Abstract

Reduction of an oxide in hydrogen is a method frequently employed in the preparation of active catalysts and electronic devices. Synchrotron-based time-resolved X-ray diffraction (XRD), X-ray absorption fine structure (NEXAFS/EXAFS), photoemission, and first-principles density-functional (DF) slab calculations were used to study the reaction of H(2) with nickel oxide. In experiments with a NiO(100) crystal and NiO powders, oxide reduction is observed at atmospheric pressures and elevated temperatures (250-350 degrees C), but only after an induction period. The results of in situ time-resolved XRD and NEXAFS/EXAFS show a direct NiO-->Ni transformation without accumulation of any intermediate phase. During the induction period, surface defect sites are created that provide a high efficiency for the dissociation of H(2). A perfect NiO(100) surface, the most common face of nickel oxide, exhibits a negligible reactivity toward H(2). The presence of O vacancies leads to an increase in the adsorption energy of H(2) and substantially lowers the energy barrier associated with the cleavage of the H-H bond.

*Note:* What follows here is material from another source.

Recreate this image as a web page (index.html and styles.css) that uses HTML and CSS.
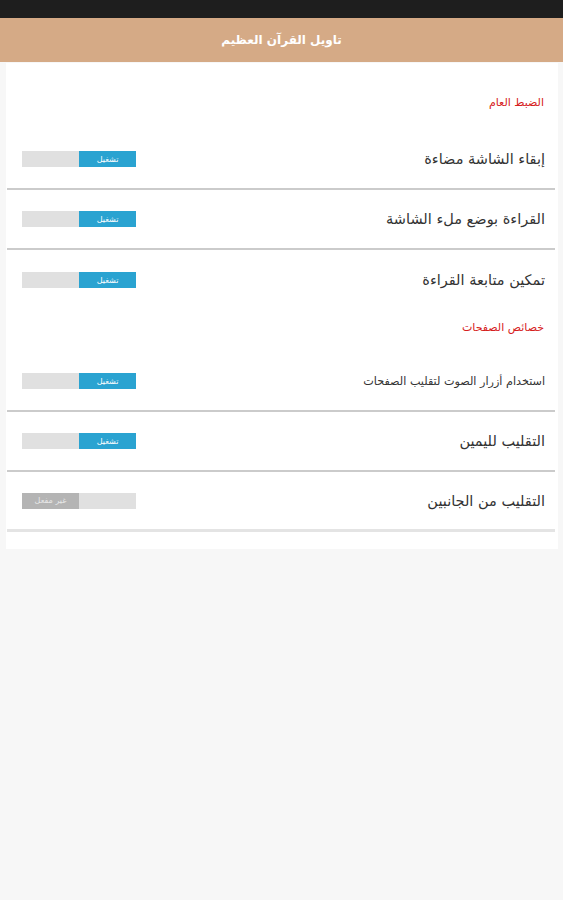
FILE: index.html
```html
<!DOCTYPE html>
<html lang="ar">
<head>
    <meta charset="UTF-8">
    <meta name="viewport" content="width=device-width, initial-scale=1.0">
    <title>تاويل القرآن العظيم</title>
    <link rel="stylesheet" href="styles.css">
</head>
<body>

<div id="status-bar"></div>

<header id="app-bar">
    <h1>تاويل القرآن العظيم</h1>
</header>

<main id="settings">
    <section class="group">
        <h2 class="section-title">الضبط العام</h2>
        <div class="row">
            <span class="label">إبقاء الشاشة مضاءة</span>
            <span class="toggle on"><span class="track"></span><span class="knob">تشغيل</span></span>
        </div>
        <div class="row">
            <span class="label">القراءة بوضع ملء الشاشة</span>
            <span class="toggle on"><span class="track"></span><span class="knob">تشغيل</span></span>
        </div>
        <div class="row no-line">
            <span class="label">تمكين متابعة القراءة</span>
            <span class="toggle on"><span class="track"></span><span class="knob">تشغيل</span></span>
        </div>
    </section>

    <section class="group">
        <h2 class="section-title">خصائص الصفحات</h2>
        <div class="row">
            <span class="label small">استخدام أزرار الصوت لتقليب الصفحات</span>
            <span class="toggle on"><span class="track"></span><span class="knob">تشغيل</span></span>
        </div>
        <div class="row">
            <span class="label">التقليب لليمين</span>
            <span class="toggle on"><span class="track"></span><span class="knob">تشغيل</span></span>
        </div>
        <div class="row last">
            <span class="label">التقليب من الجانبين</span>
            <span class="toggle off"><span class="knob">غير مفعل</span><span class="track"></span></span>
        </div>
    </section>
</main>

</body>
</html>
```

FILE: styles.css
```css
* {
  box-sizing: border-box;
  margin: 0;
  padding: 0;
}

html, body {
  width: 100%;
  height: 100%;
  background: #f7f7f7;
  font-family: "DejaVu Sans", "Noto Sans", sans-serif;
  direction: rtl;
}

#status-bar {
  height: 18px;
  background: #1e1e1e;
}

#app-bar {
  height: 44px;
  background: #d5aa86;
  display: flex;
  align-items: center;
  justify-content: center;
}

#app-bar h1 {
  color: white;
  font-size: 12px;
  font-weight: bold;
}

#settings {
  background: white;
  margin: 1px 5px 0 6px;
  padding: 24px 0 17px;
}

.section-title {
  color: #d62020;
  font-size: 11px;
  font-weight: normal;
  line-height: 16px;
  padding: 10px 14px 16px;
}

.group:first-child .section-title {
  padding-top: 8px;
  padding-bottom: 19px;
}

.row {
  height: 60px;
  margin: 0 3px 0 1px;
  padding: 0 10px 0 15px;
  display: flex;
  align-items: center;
  justify-content: space-between;
  border-bottom: 2px solid #cbcbcb;
}

.row.no-line {
  border-bottom: none;
}

.row.last {
  border-bottom: 3px solid #e4e4e4;
}

.label {
  font-size: 14.5px;
  color: #333;
}

.label.small {
  font-size: 11.2px;
}

.toggle {
  direction: ltr;
  display: flex;
  width: 114px;
  height: 16px;
}

.toggle .track,
.toggle .knob {
  flex: 1;
}

.toggle .track {
  background: #e0e0e0;
}

.toggle .knob {
  display: flex;
  align-items: center;
  justify-content: center;
  direction: rtl;
  font-size: 8px;
  color: white;
}

.toggle.on .knob {
  background: #2aa3d1;
}

.toggle.off .knob {
  background: #b4b4b4;
  color: #e8e8e8;
}
```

At the same time, adsorbed hydrogen can induce the migration of O vacancies from the bulk to the surface of the oxide. A correlation is observed between the concentration of vacancies in the NiO lattice and the rate of oxide reduction. These results illustrate the complex role played by O vacancies in the mechanism for reduction of an oxide. The kinetic models frequently used to explain the existence of an induction time during the reduction process can be important, but a more relevant aspect is the initial production of active sites for the rapid dissociation of H(2).